Crowe’s both vulnerable but also reveals fissures of resentment at Jean for being so sorted, perhaps Archie’s favourite. And for throwing away her life in London. Crowe builds up the terraced drunken layers to outburst with convincing gin tears that bring forth real ones. She’s commanding as someone out of her depth who touches bottom and then her confidence. And her wild grief at the hungry Billy cutting into a cake saved for Mick’s homecoming is palpable. In post-rationed Britain, a cake is an event, a detail lost here.

Diana Vickers has a thankless task as daughter of Archie’s first wife who left as soon as she discovered Archie and Phoebe in bed. Vickers’ letting rip a northern accent begs questions of which seaside resort this work’s located in. Vickers manages to convey a generosity through the preoccupied Jean’s judgementalism. There’s warmth but her mother’s ‘person of principle… who felt everything very deeply’ describes Jean too. It’s brought out in Vickers’ resort to convincing us of Jean’s hectoring righteousness, starting with a peace march.
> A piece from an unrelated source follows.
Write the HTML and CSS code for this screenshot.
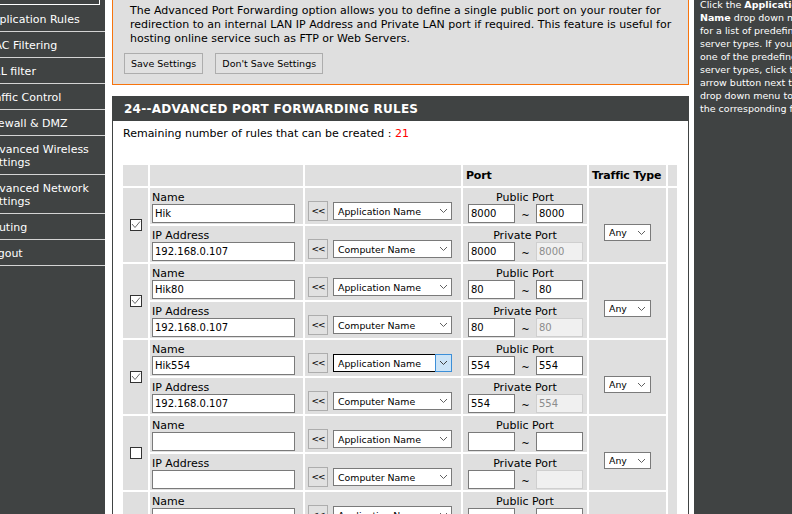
FILE: index.html
```html
<!DOCTYPE html>
<html lang="en">
<head>
<meta charset="utf-8">
<title>Advanced Port Forwarding</title>
<link rel="stylesheet" href="styles.css">
</head>
<body>
<div class="page">
  <nav class="sidebar">
    <div class="menu-current"></div>
    <a class="item first">Application Rules</a>
    <a class="item">MAC Filtering</a>
    <a class="item">URL filter</a>
    <a class="item">Traffic Control</a>
    <a class="item">Firewall &amp; DMZ</a>
    <a class="item">Advanced Wireless<br>Settings</a>
    <a class="item">Advanced Network<br>Settings</a>
    <a class="item">Routing</a>
    <a class="item">Logout</a>
  </nav>

  <main class="content">
    <section class="intro">
      <p>The Advanced Port Forwarding option allows you to define a single public port on your router for<br>redirection to an internal LAN IP Address and Private LAN port if required. This feature is useful for<br>hosting online service such as FTP or Web Servers.</p>
      <div class="actions">
        <button class="btn">Save Settings</button>
        <button class="btn">Don't Save Settings</button>
      </div>
    </section>

    <section class="box">
      <h2 class="box-title">24--ADVANCED PORT FORWARDING RULES</h2>
      <div class="box-body">
        <p class="remaining">Remaining number of rules that can be created : <span class="red">21</span></p>
        <table class="rules">
          <colgroup>
            <col class="w-check"><col class="w-name"><col class="w-pick"><col class="w-port"><col class="w-traffic"><col class="w-extra">
          </colgroup>
          <thead>
            <tr class="head">
              <td></td><td></td><td></td><td class="th">Port</td><td class="th">Traffic Type</td><td></td>
            </tr>
          </thead>
          <tbody>
            <!-- rule 1 -->
            <tr class="sub">
              <td rowspan="2" class="c-check"><span class="cb"><svg width="10" height="10" viewBox="0 0 10 10"><polyline points="1,4 4,7.5 9,1.5" fill="none" stroke="#6b6b6b" stroke-width="1"/></svg></span></td>
              <td><div class="lbl">Name</div><input class="txt" value="Hik"></td>
              <td class="c-pick"><div class="pick"><button class="arrow">&lt;&lt;</button><span class="sel"><select class="dd app"><option>Application Name</option></select><svg class="chev" width="7" height="4" viewBox="0 0 7 4"><polyline points="0,0 3.5,3.5 7,0" fill="none" stroke="#606060" stroke-width="1"/></svg></span></div></td>
              <td><div class="lbl c">Public Port</div><div class="ports"><input class="port" value="8000"><span class="tilde">~</span><input class="port" value="8000"></div></td>
              <td rowspan="2" class="c-traffic"><div class="traffic"><span class="sel"><select class="dd any"><option>Any</option></select><svg class="chev r6" width="7" height="4" viewBox="0 0 7 4"><polyline points="0,0 3.5,3.5 7,0" fill="none" stroke="#606060" stroke-width="1"/></svg></span></div></td>
              <td rowspan="10" class="c-extra"></td>
            </tr>
            <tr class="sub">
              <td><div class="lbl">IP Address</div><input class="txt" value="192.168.0.107"></td>
              <td class="c-pick"><div class="pick"><button class="arrow">&lt;&lt;</button><span class="sel"><select class="dd app"><option>Computer Name</option></select><svg class="chev" width="7" height="4" viewBox="0 0 7 4"><polyline points="0,0 3.5,3.5 7,0" fill="none" stroke="#606060" stroke-width="1"/></svg></span></div></td>
              <td><div class="lbl c">Private Port</div><div class="ports"><input class="port" value="8000"><span class="tilde">~</span><input class="port off" value="8000" disabled></div></td>
            </tr>

            <!-- rule 2 -->
            <tr class="sub">
              <td rowspan="2" class="c-check"><span class="cb"><svg width="10" height="10" viewBox="0 0 10 10"><polyline points="1,4 4,7.5 9,1.5" fill="none" stroke="#6b6b6b" stroke-width="1"/></svg></span></td>
              <td><div class="lbl">Name</div><input class="txt" value="Hik80"></td>
              <td class="c-pick"><div class="pick"><button class="arrow">&lt;&lt;</button><span class="sel"><select class="dd app"><option>Application Name</option></select><svg class="chev" width="7" height="4" viewBox="0 0 7 4"><polyline points="0,0 3.5,3.5 7,0" fill="none" stroke="#606060" stroke-width="1"/></svg></span></div></td>
              <td><div class="lbl c">Public Port</div><div class="ports"><input class="port" value="80"><span class="tilde">~</span><input class="port" value="80"></div></td>
              <td rowspan="2" class="c-traffic"><div class="traffic"><span class="sel"><select class="dd any"><option>Any</option></select><svg class="chev r6" width="7" height="4" viewBox="0 0 7 4"><polyline points="0,0 3.5,3.5 7,0" fill="none" stroke="#606060" stroke-width="1"/></svg></span></div></td>
            </tr>
            <tr class="sub">
              <td><div class="lbl">IP Address</div><input class="txt" value="192.168.0.107"></td>
              <td class="c-pick"><div class="pick"><button class="arrow">&lt;&lt;</button><span class="sel"><select class="dd app"><option>Computer Name</option></select><svg class="chev" width="7" height="4" viewBox="0 0 7 4"><polyline points="0,0 3.5,3.5 7,0" fill="none" stroke="#606060" stroke-width="1"/></svg></span></div></td>
              <td><div class="lbl c">Private Port</div><div class="ports"><input class="port" value="80"><span class="tilde">~</span><input class="port off" value="80" disabled></div></td>
            </tr>

            <!-- rule 3 -->
            <tr class="sub">
              <td rowspan="2" class="c-check"><span class="cb"><svg width="10" height="10" viewBox="0 0 10 10"><polyline points="1,4 4,7.5 9,1.5" fill="none" stroke="#6b6b6b" stroke-width="1"/></svg></span></td>
              <td><div class="lbl">Name</div><input class="txt" value="Hik554"></td>
              <td class="c-pick"><div class="pick"><button class="arrow">&lt;&lt;</button><span class="sel focus"><select class="dd app"><option>Application Name</option></select><span class="drop"></span><svg class="chev" width="7" height="4" viewBox="0 0 7 4"><polyline points="0,0 3.5,3.5 7,0" fill="none" stroke="#404040" stroke-width="1"/></svg></span></div></td>
              <td><div class="lbl c">Public Port</div><div class="ports"><input class="port" value="554"><span class="tilde">~</span><input class="port" value="554"></div></td>
              <td rowspan="2" class="c-traffic"><div class="traffic"><span class="sel"><select class="dd any"><option>Any</option></select><svg class="chev r6" width="7" height="4" viewBox="0 0 7 4"><polyline points="0,0 3.5,3.5 7,0" fill="none" stroke="#606060" stroke-width="1"/></svg></span></div></td>
            </tr>
            <tr class="sub">
              <td><div class="lbl">IP Address</div><input class="txt" value="192.168.0.107"></td>
              <td class="c-pick"><div class="pick"><button class="arrow">&lt;&lt;</button><span class="sel"><select class="dd app"><option>Computer Name</option></select><svg class="chev" width="7" height="4" viewBox="0 0 7 4"><polyline points="0,0 3.5,3.5 7,0" fill="none" stroke="#606060" stroke-width="1"/></svg></span></div></td>
              <td><div class="lbl c">Private Port</div><div class="ports"><input class="port" value="554"><span class="tilde">~</span><input class="port off" value="554" disabled></div></td>
            </tr>

            <!-- rule 4 -->
            <tr class="sub">
              <td rowspan="2" class="c-check"><span class="cb"></span></td>
              <td><div class="lbl">Name</div><input class="txt" value=""></td>
              <td class="c-pick"><div class="pick"><button class="arrow">&lt;&lt;</button><span class="sel"><select class="dd app"><option>Application Name</option></select><svg class="chev" width="7" height="4" viewBox="0 0 7 4"><polyline points="0,0 3.5,3.5 7,0" fill="none" stroke="#606060" stroke-width="1"/></svg></span></div></td>
              <td><div class="lbl c">Public Port</div><div class="ports"><input class="port" value=""><span class="tilde">~</span><input class="port" value=""></div></td>
              <td rowspan="2" class="c-traffic"><div class="traffic"><span class="sel"><select class="dd any"><option>Any</option></select><svg class="chev r6" width="7" height="4" viewBox="0 0 7 4"><polyline points="0,0 3.5,3.5 7,0" fill="none" stroke="#606060" stroke-width="1"/></svg></span></div></td>
            </tr>
            <tr class="sub">
              <td><div class="lbl">IP Address</div><input class="txt" value=""></td>
              <td class="c-pick"><div class="pick"><button class="arrow">&lt;&lt;</button><span class="sel"><select class="dd app"><option>Computer Name</option></select><svg class="chev" width="7" height="4" viewBox="0 0 7 4"><polyline points="0,0 3.5,3.5 7,0" fill="none" stroke="#606060" stroke-width="1"/></svg></span></div></td>
              <td><div class="lbl c">Private Port</div><div class="ports"><input class="port" value=""><span class="tilde">~</span><input class="port off" value="" disabled></div></td>
            </tr>

            <!-- rule 5 -->
            <tr class="sub">
              <td rowspan="2" class="c-check"><span class="cb"></span></td>
              <td><div class="lbl">Name</div><input class="txt" value=""></td>
              <td class="c-pick"><div class="pick"><button class="arrow">&lt;&lt;</button><span class="sel"><select class="dd app"><option>Application Name</option></select><svg class="chev" width="7" height="4" viewBox="0 0 7 4"><polyline points="0,0 3.5,3.5 7,0" fill="none" stroke="#606060" stroke-width="1"/></svg></span></div></td>
              <td><div class="lbl c">Public Port</div><div class="ports"><input class="port" value=""><span class="tilde">~</span><input class="port" value=""></div></td>
              <td rowspan="2" class="c-traffic"><div class="traffic"><span class="sel"><select class="dd any"><option>Any</option></select><svg class="chev r6" width="7" height="4" viewBox="0 0 7 4"><polyline points="0,0 3.5,3.5 7,0" fill="none" stroke="#606060" stroke-width="1"/></svg></span></div></td>
            </tr>
            <tr class="sub">
              <td><div class="lbl">IP Address</div><input class="txt" value=""></td>
              <td class="c-pick"><div class="pick"><button class="arrow">&lt;&lt;</button><span class="sel"><select class="dd app"><option>Computer Name</option></select><svg class="chev" width="7" height="4" viewBox="0 0 7 4"><polyline points="0,0 3.5,3.5 7,0" fill="none" stroke="#606060" stroke-width="1"/></svg></span></div></td>
              <td><div class="lbl c">Private Port</div><div class="ports"><input class="port" value=""><span class="tilde">~</span><input class="port off" value="" disabled></div></td>
            </tr>
          </tbody>
        </table>
      </div>
    </section>
  </main>

  <aside class="help">
    <p>Click the <b>Application</b><br><b>Name</b> drop down menu<br>for a list of predefined<br>server types. If you select<br>one of the predefined<br>server types, click the<br>arrow button next to the<br>drop down menu to fill out<br>the corresponding field.</p>
  </aside>
</div>
</body>
</html>
```

FILE: styles.css
```css
* { box-sizing: border-box; }

html, body {
  margin: 0;
  padding: 0;
  height: 100%;
  overflow: hidden;
  background: #fff;
}

body {
  font-family: "DejaVu Sans", Verdana, sans-serif;
  font-size: 11px;
  color: #000;
}

.page {
  display: flex;
  align-items: stretch;
  margin-left: -21px;
  min-height: 514px;
}

/* ---------- left menu ---------- */
.sidebar {
  flex: 0 0 126px;
  background: #404343;
}

.menu-current {
  height: 5px;
  border: 1px solid #fff;
  border-top: 0;
  margin-right: 5px;
}

.item {
  display: block;
  padding: 7px 0 5px 6px;
  line-height: 13px;
  color: #fff;
  border-bottom: 1px solid #d4d4d4;
  white-space: nowrap;
}

.item.first { padding-top: 8px; }

/* ---------- main column ---------- */
.content {
  flex: 0 0 577px;
  margin-left: 7px;
}

.intro {
  background: #dfdfdf;
  border: 1px solid #f7740d;
  border-top: 0;
  padding: 4px 11px 10px;
}

.intro p {
  margin: 0 0 0 6px;
  line-height: 14px;
  white-space: nowrap;
}

.actions {
  display: flex;
  gap: 12px;
  margin-top: 7px;
}

.btn {
  height: 21px;
  padding: 0 6px;
  background: #e1e1e1;
  border: 1px solid #adadad;
  font: 9.5px "DejaVu Sans", sans-serif;
  color: #000;
}

.box {
  margin-top: 11px;
  border: 1px solid #404343;
  border-top: 0;
}

.box-title {
  margin: 0 -1px;
  height: 25px;
  padding: 1px 0 0 12px;
  background: #404343;
  color: #fff;
  font-size: 12px;
  font-weight: bold;
  line-height: 24px;
  letter-spacing: 0.25px;
}

.box-body {
  padding: 6px 0 0 10px;
}

.remaining {
  margin: 0;
  line-height: 14px;
}

.red { color: #f00; }

/* ---------- rules table ---------- */
.rules {
  border-collapse: separate;
  border-spacing: 2px;
  table-layout: fixed;
  width: 558px;
  margin: 22px 0 0 -2px;
}

.w-check { width: 25px; }
.w-name { width: 153px; }
.w-pick { width: 156px; }
.w-port { width: 124px; }
.w-traffic { width: 77px; }
.w-extra { width: 9px; }

.rules td {
  background: #dfdfdf;
  padding: 0;
  vertical-align: top;
}

.head td {
  height: 21px;
  vertical-align: middle;
}

.th {
  font-weight: bold;
  line-height: 14px;
  padding-left: 3px !important;
  letter-spacing: -0.2px;
}

.sub td { height: 36px; }

.lbl {
  padding: 4px 0 0 2px;
  line-height: 12px;
  height: 16px;
  white-space: nowrap;
}

.lbl.c {
  text-align: center;
  padding-left: 0;
}

.txt {
  display: block;
  width: 143px;
  height: 19px;
  margin-left: 2px;
  padding: 0 2px;
  border: 1px solid #7a7a7a;
  background: #fff;
  font: 10px "DejaVu Sans", sans-serif;
  color: #000;
}

.c-check { vertical-align: middle !important; }

.cb {
  display: flex;
  align-items: center;
  justify-content: center;
  width: 12px;
  height: 12px;
  margin-left: 7px;
  border: 1px solid #333;
  background: #fff;
}

.c-pick { vertical-align: bottom !important; }

.pick {
  display: flex;
  align-items: center;
  gap: 5px;
  padding-left: 3px;
  margin-bottom: 3px;
}

.arrow {
  width: 20px;
  height: 20px;
  padding: 0;
  background: #e1e1e1;
  border: 1px solid #adadad;
  font: 9px "DejaVu Sans", sans-serif;
  letter-spacing: -1px;
  color: #000;
}

.sel {
  position: relative;
  display: inline-block;
}

.dd {
  appearance: none;
  -webkit-appearance: none;
  display: block;
  margin: 0;
  padding: 0 0 0 4px;
  border: 1px solid #7a7a7a;
  border-radius: 0;
  background: #fff;
  font: 9.4px "DejaVu Sans", sans-serif;
  color: #000;
}

.dd.app { width: 119px; height: 18px; }
.dd.any { width: 47px; height: 17px; }

.chev {
  position: absolute;
  right: 5px;
  top: 50%;
  margin-top: -2px;
  pointer-events: none;
}

.chev.r6 { right: 6px; }

.sel.focus .dd { border-color: #000; }

.drop {
  position: absolute;
  right: 0;
  top: 0;
  width: 17px;
  height: 18px;
  background: #cce4f7;
  border: 1px solid #3c8fd8;
  pointer-events: none;
}

.ports {
  display: flex;
  align-items: center;
  padding-left: 5px;
}

.port {
  width: 47px;
  height: 19px;
  padding: 0 2px;
  border: 1px solid #7a7a7a;
  background: #fff;
  font: 10px "DejaVu Sans", sans-serif;
  color: #000;
}

.port.off {
  background: #f0f0f0;
  border-color: #cfcfcf;
  color: #8c8c8c;
}

.tilde {
  width: 21px;
  text-align: center;
  font-size: 10px;
  padding-top: 3px;
}

.traffic {
  display: flex;
  justify-content: center;
  padding-top: 36px;
}

/* ---------- help column ---------- */
.help {
  flex: 0 0 160px;
  margin-left: 5px;
  padding-left: 6px;
  background: #404343;
  color: #fff;
  font-size: 9.5px;
  line-height: 13px;
  white-space: nowrap;
  overflow: hidden;
}

.help p { margin: -2px 0 0; }
```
Pip Donaghy as Archie’s once-great father Billy Rice is convincing even when so many of his songs are shorn. His vicious resort to racism and loud complaints are matched by his – and Richie and Bonwell’s – resort to the piano for song and dance; which irritates the proverbial out of the Poles upstairs who crash noises in protest. Donaghy’s wistful recall of energy crossed with foul-mouthed decay is a small sovereign delight.

Richie’s singing and sleaze heads a re-drawing of a masterpiece to fit into a time we can identify with. Too much shadow perhaps has gone with it, in this relentless version. Brilliant as the pacing is when the family talk at once in this cut production of just under two hours, it makes the work seem actually longer. And though it’s expertly, rightly edited, the effect of this velocity is to highlight Osborne’s joins, making the play seem as baggy as Look Back in Anger. The Entertainer should transcend that. Nevertheless it’s eminently worth attempting. There won’t be a better repointing of any Osborne work. The flaws and flourishes are his. There’s a vein of greatness though, waiting to be mined.